These proceedings have been anonymized because they concerned, among other things, an application by the defendants for the appointment of a manager of the estate of the plaintiff, under s 41(1)(b) of the NSW Trustee and Guardian Act 2009 (NSW). The defendants are members of the plaintiff's family.
On 7 May 2020, the Court made an order appointing a manager of the estate of the plaintiff in conjunction with orders that had the effect of settling other proceedings instituted by the plaintiff against members of her family and certain family companies.
The defendants made the decision to lodge a disciplinary complaint against a former solicitor of the plaintiff with the Office of the Legal Services Commissioner, in respect of his conduct of these and the related proceedings on behalf of the plaintiff. I will simply refer to the proposed respondent to the complaint as the solicitor.
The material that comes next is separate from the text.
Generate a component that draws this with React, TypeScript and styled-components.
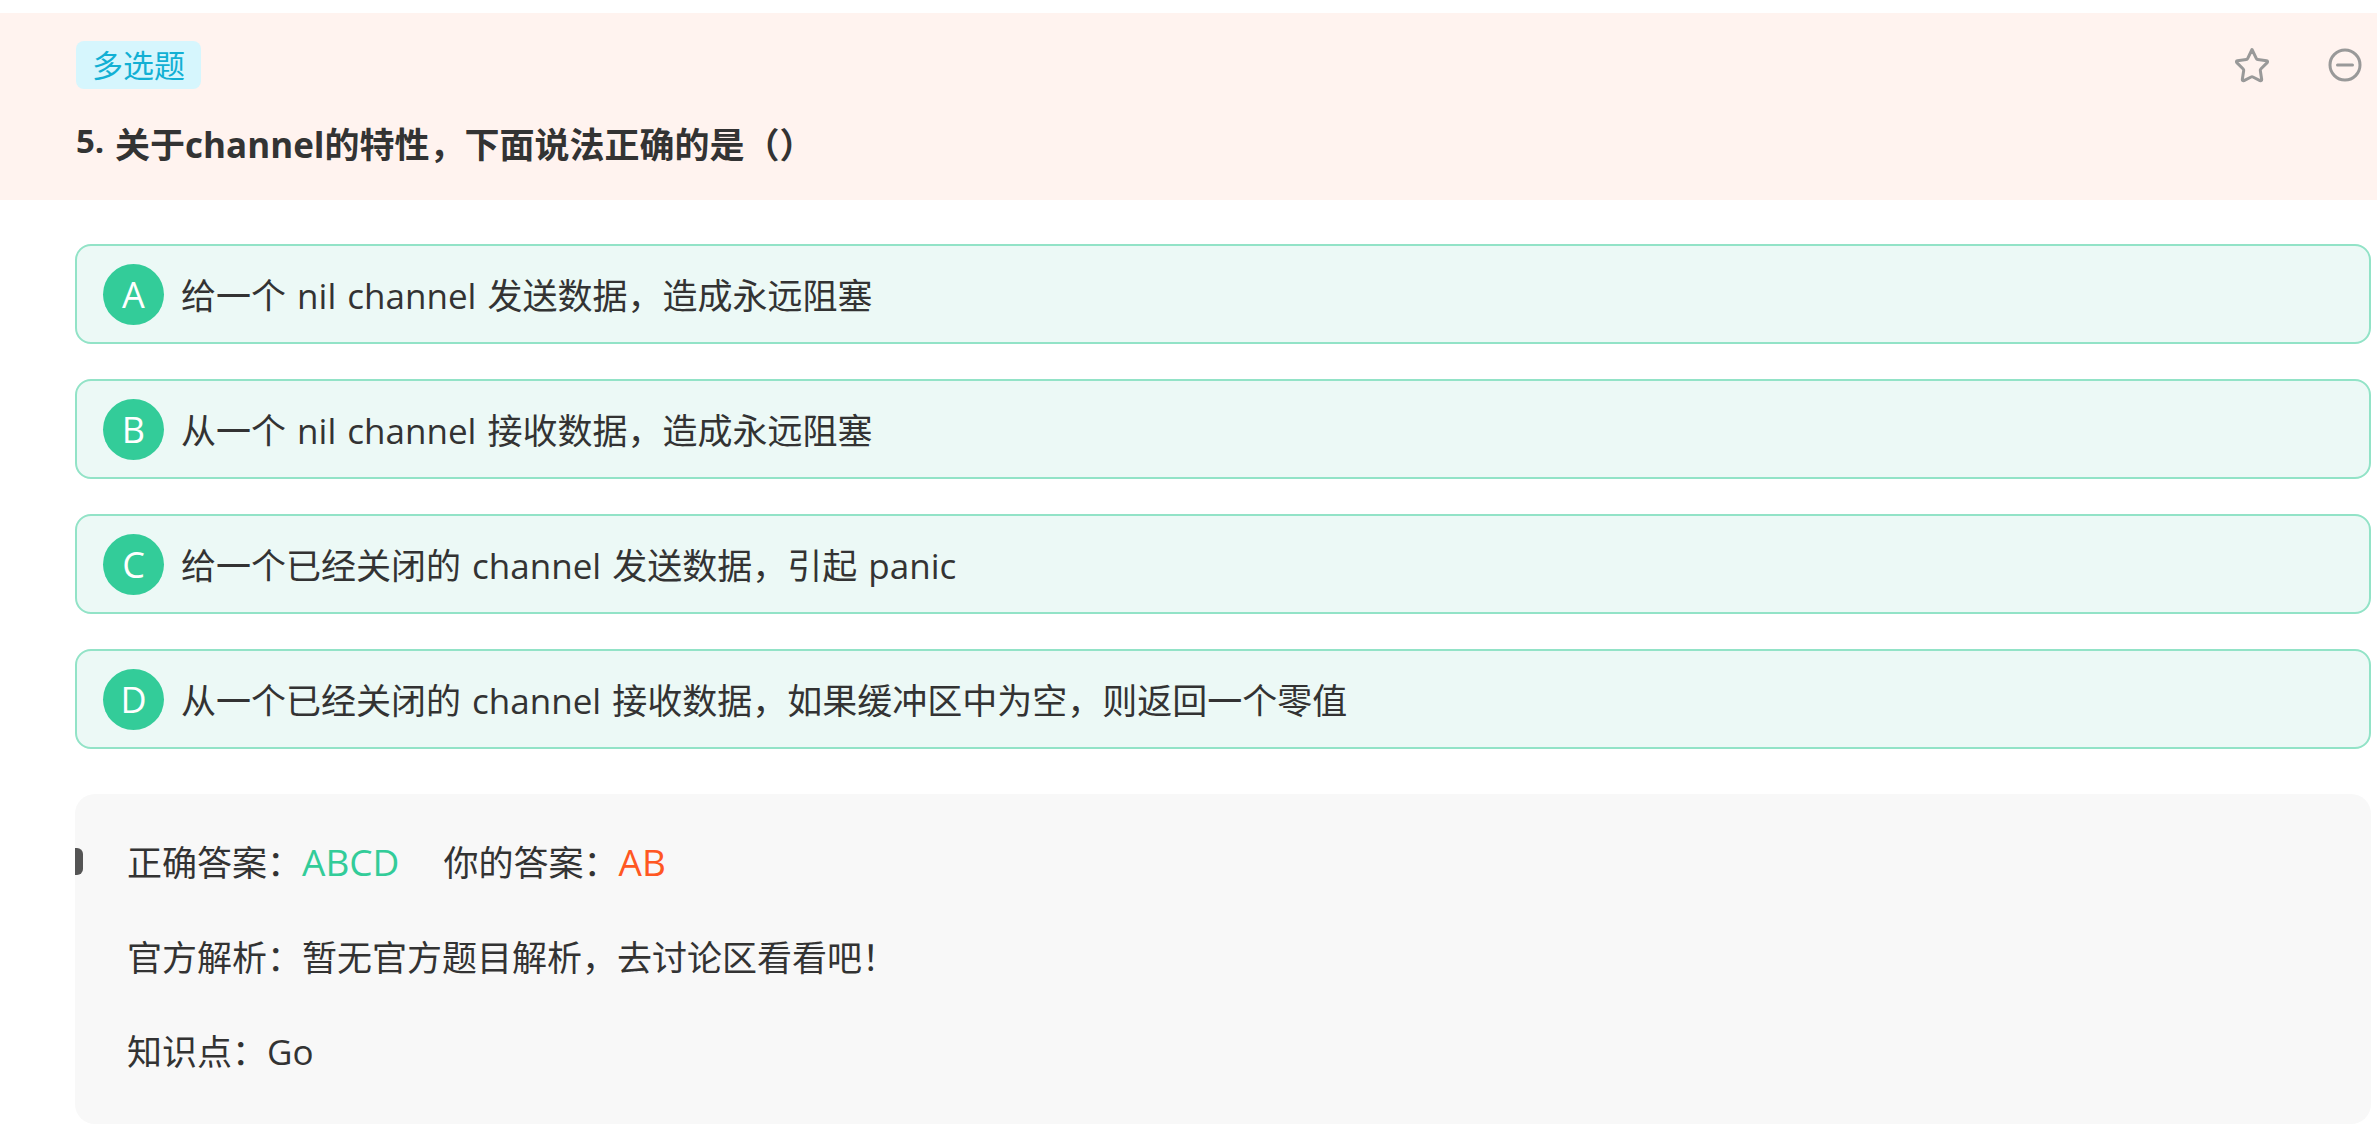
import React from "react";
import styled, { createGlobalStyle } from "styled-components";

const Global = createGlobalStyle`
  html, body { margin: 0; padding: 0; background: #fff; }
  body { font-family: "Open Sans", "Noto Sans CJK SC", sans-serif; color: #333; }
`;

const Page = styled.div`
  width: 2377px;
  height: 1129px;
  padding-top: 13px;
  box-sizing: border-box;
  overflow: hidden;
`;

const Header = styled.header`
  height: 187px;
  box-sizing: border-box;
  background: #fff3ef;
  padding: 28px 14px 0 76px;
`;

const TopRow = styled.div`
  display: flex;
  justify-content: space-between;
  align-items: flex-start;
`;

const Tag = styled.span`
  display: block;
  width: 125px;
  height: 48px;
  border-radius: 8px;
  background: #d6f6fd;
  color: #12b0d4;
  font-size: 31px;
  line-height: 49px;
  text-align: center;
`;

const Actions = styled.div`
  display: flex;
  gap: 57px;
  padding-top: 6px;
`;

const Icon = styled.svg`
  display: block;
  width: 36px;
  height: 36px;
  fill: none;
  stroke: #999;
  stroke-width: 3px;
  stroke-linecap: round;
  stroke-linejoin: round;
`;

const Title = styled.h2`
  display: flex;
  align-items: flex-start;
  margin: 32px 0 0;
  font-size: 35px;
  line-height: 48px;
  font-weight: 700;
  color: #333;
`;

const TitleNumber = styled.span`
  width: 39px;
  flex: none;
  margin-top: -4px;
  font-size: 33px;
`;

const Options = styled.div`
  display: flex;
  flex-direction: column;
  gap: 35px;
  margin: 44px 6px 0 75px;
`;

const Option = styled.div`
  display: flex;
  align-items: center;
  gap: 17px;
  height: 100px;
  box-sizing: border-box;
  padding-left: 26px;
  border: 2px solid #92e3c7;
  border-radius: 16px;
  background: #ecf9f6;
  font-size: 35px;
  word-spacing: 2px;
  color: #333;
`;

const Letter = styled.span`
  flex: none;
  width: 61px;
  height: 61px;
  border-radius: 50%;
  background: #33cc99;
  color: #fff;
  font-size: 36px;
  line-height: 61px;
  text-align: center;
`;

const OptionText = styled.span`
  padding-bottom: 2px;
`;

const Analysis = styled.section`
  position: relative;
  height: 330px;
  box-sizing: border-box;
  margin: 45px 6px 0 75px;
  padding: 42px 52px 0;
  border-radius: 20px;
  background: #f8f8f8;
  font-size: 35px;
  color: #333;
`;

const Handle = styled.span`
  position: absolute;
  left: 0;
  top: 54px;
  width: 8px;
  height: 27px;
  border-radius: 0 6px 6px 0;
  background: #555;
`;

const Line = styled.p`
  margin: 0 0 43.5px;
  line-height: 51px;
`;

const Answer = styled.span<{ $color: string }>`
  color: ${(p) => p.$color};
  font-size: 37px;
`;

const Spacer = styled.span`
  display: inline-block;
  width: 44px;
`;

const options = [
  ["A", "给一个 nil channel 发送数据，造成永远阻塞"],
  ["B", "从一个 nil channel 接收数据，造成永远阻塞"],
  ["C", "给一个已经关闭的 channel 发送数据，引起 panic"],
  ["D", "从一个已经关闭的 channel 接收数据，如果缓冲区中为空，则返回一个零值"],
];

export default function App() {
  return (
    <Page>
      <Global />
      <Header>
        <TopRow>
          <Tag>多选题</Tag>
          <Actions>
            <Icon viewBox="0 0 36 36">
              <path d="M18 2.5 L22.4 11.6 Q22.8 12.4 23.7 12.5 L32.6 13.8 Q34.2 14.2 33.2 15.6 L26.8 22 Q26.1 22.7 26.3 23.6 L27.7 32.4 Q27.8 34.2 26 33.6 L18.9 30 Q18 29.6 17.1 30 L10 33.6 Q8.2 34.2 8.3 32.4 L9.7 23.6 Q9.9 22.7 9.2 22 L2.8 15.6 Q1.8 14.2 3.4 13.8 L12.3 12.5 Q13.2 12.4 13.6 11.6 Z" />
            </Icon>
            <Icon viewBox="0 0 36 36">
              <circle cx="18" cy="18" r="15" />
              <path d="M10.5 18 H25.5" />
            </Icon>
          </Actions>
        </TopRow>
        <Title>
          <TitleNumber>5.</TitleNumber>
          <span>关于channel的特性，下面说法正确的是（）</span>
        </Title>
      </Header>
      <Options>
        {options.map(([letter, text]) => (
          <Option key={letter}>
            <Letter>{letter}</Letter>
            <OptionText>{text}</OptionText>
          </Option>
        ))}
      </Options>
      <Analysis>
        <Handle />
        <Line>
          正确答案：<Answer $color="#33cc99">ABCD</Answer>
          <Spacer />
          你的答案：<Answer $color="#ff5722">AB</Answer>
        </Line>
        <Line>官方解析：暂无官方题目解析，去讨论区看看吧！</Line>
        <Line>知识点：Go</Line>
      </Analysis>
    </Page>
  );
}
It is not necessary to describe the subject matter of the disciplinary complaint for the purpose of these reasons.
As it would be necessary for the defendants to make use of documents prepared for the purpose of use in these proceedings, and also possibly the related proceedings, for the purpose of making the disciplinary complaint, and for the purpose of its investigation and any subsequent disciplinary proceedings, the defendants had to face the restriction that arises out of the decision in Harman v Secretary of State for the Home Department [1983] 1 AC 280 at 308, as explained in Hearne v Street (2008) 235 CLR 125; [2008] HCA 36 at [96].
By amended notice of motion filed on 3 June 2020, the defendants sought by prayer 1 an order granting them leave to use (to the extent necessary) a list of documents brought into existence for the purpose of the proceedings in order to lodge a disciplinary complaint against the solicitor with the Office of the Legal Services Commissioner, and for the investigation of that complaint and for any subsequent disciplinary proceedings.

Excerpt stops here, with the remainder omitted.